This sort of madness does not come upon a people overnight. This collective denial of the reality of sex took place in a series of stages, in each of which, under the guise of accomplishing a social and political reform, an element of the reality of sex was denied, until finally, cumulatively, the reality of sex was denied in its entirety.

The first stage was feminism. The so-called women’s movement began in the nineteenth century as a response to industrialization. The early feminists believed, not without justification, that the changes wrought by mass factory production and urbanization had undermined the security of women thus creating a need for legal protection in the form of recognized rights to own property, pursue a professional education, and a career. This seemed reasonable enough and so we accepted the justice of these demands. The problem was that feminism demanded something other than justice, it demanded the equality. The cosmetic similarities between the two are such that the deeper differences are often overlooked. Had feminism made the case that women had been harmed by industrialization through a loss of their security and were therefore entitled to compensation in the form of legally recognized rights this would have been a demand for justice. By demanding equality, however, feminism demanded that society accept a fiction, the fiction that there is no substantial difference between male and female, man and woman. Justice requires that people be treated right, be given their due, whereas equality requires that people be treated the same, which is not the same thing at all. As feminism has evolved from the nineteenth century to the twenty-first, it has continued to march under the banner of the equality of the sexes, but the demands of the harpies and harridans who rule the roost in present day academia, unlike those of the early suffragettes, do not bear even a superficial resemblance to justice.

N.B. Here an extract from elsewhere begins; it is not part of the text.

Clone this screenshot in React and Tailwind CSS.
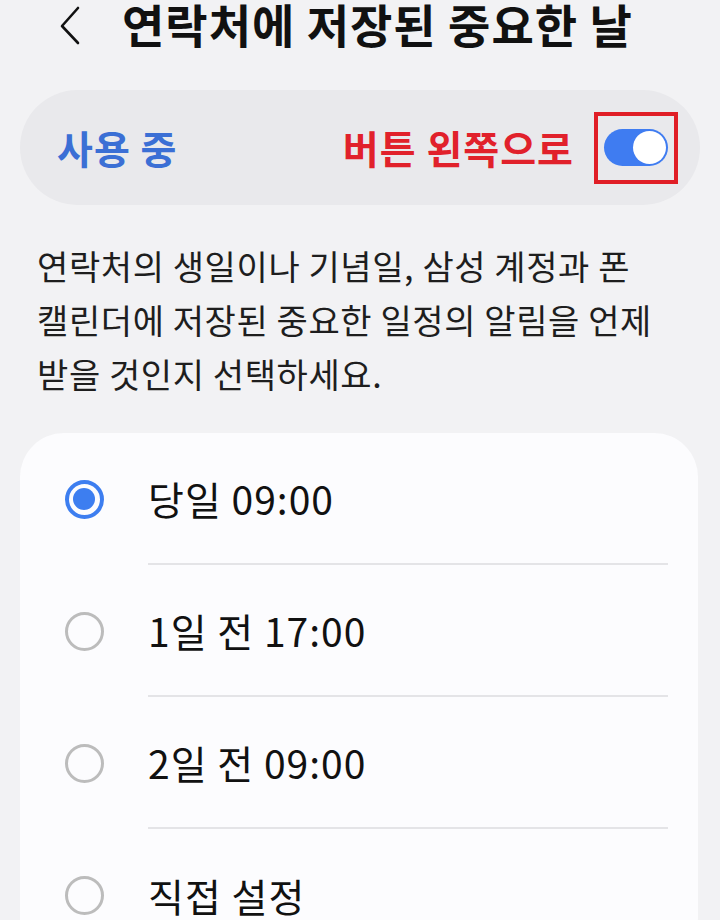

So in feminism, we have the first stage, the denial of substantial difference between male and female. The revolution was the second stage. The sexual revolution, which had been the dream of libertines for centuries, began in the 1950s and 1960s after the theoretical foundation for it was laid by Boasian anthropology, Freudian psychoanalysis, and the “research” of Alfred Kinsey, and has been ongoing ever since. The basic idea behind the revolution was that with new scientific discoveries and inventions, particularly of effective contraceptive technology such as the birth control pill, sexual activity had been divorced from reproduction, and so all traditional rules governing sexual behaviour from cultural mores to religious dogmas to government decrees had been rendered outdated and obsolete. This too, was a denial of part of the reality of sex. By saying that the invention of contraception had separated sex from reproduction invalidating the old rules, the sexual revolution denied that for human beings sex had always been more than mere animal reproduction. In doing so it cheapened both the reproductive and the non-reproductive aspects of sex. By saying that the reproductive aspect of sex was something that could and should be made optional by contraceptive technology the sexual revolution reduced the reproductive aspect of sex from the exalted level of being the means of our survival as families, societies, and a species to being the unwanted consequences of the act of carnal gratification. The sexual revolutionaries debased the word love, which traditionally denoted sexual union and the attraction that leads to it as conceived of as being higher than mere bestial copulation, by stripping it of that which made it higher, its connotations of self-sacrifice and self-denial, and making it mean the virtual opposite, mutual self-gratification. In the end, what emerged from the sexual revolution was a concept of sex in which it was less than animal reproduction and not more, as evidenced by the way the phrase “it is just sex” is now used to casually dismiss any attempt, however slight, at reasserting the old standards.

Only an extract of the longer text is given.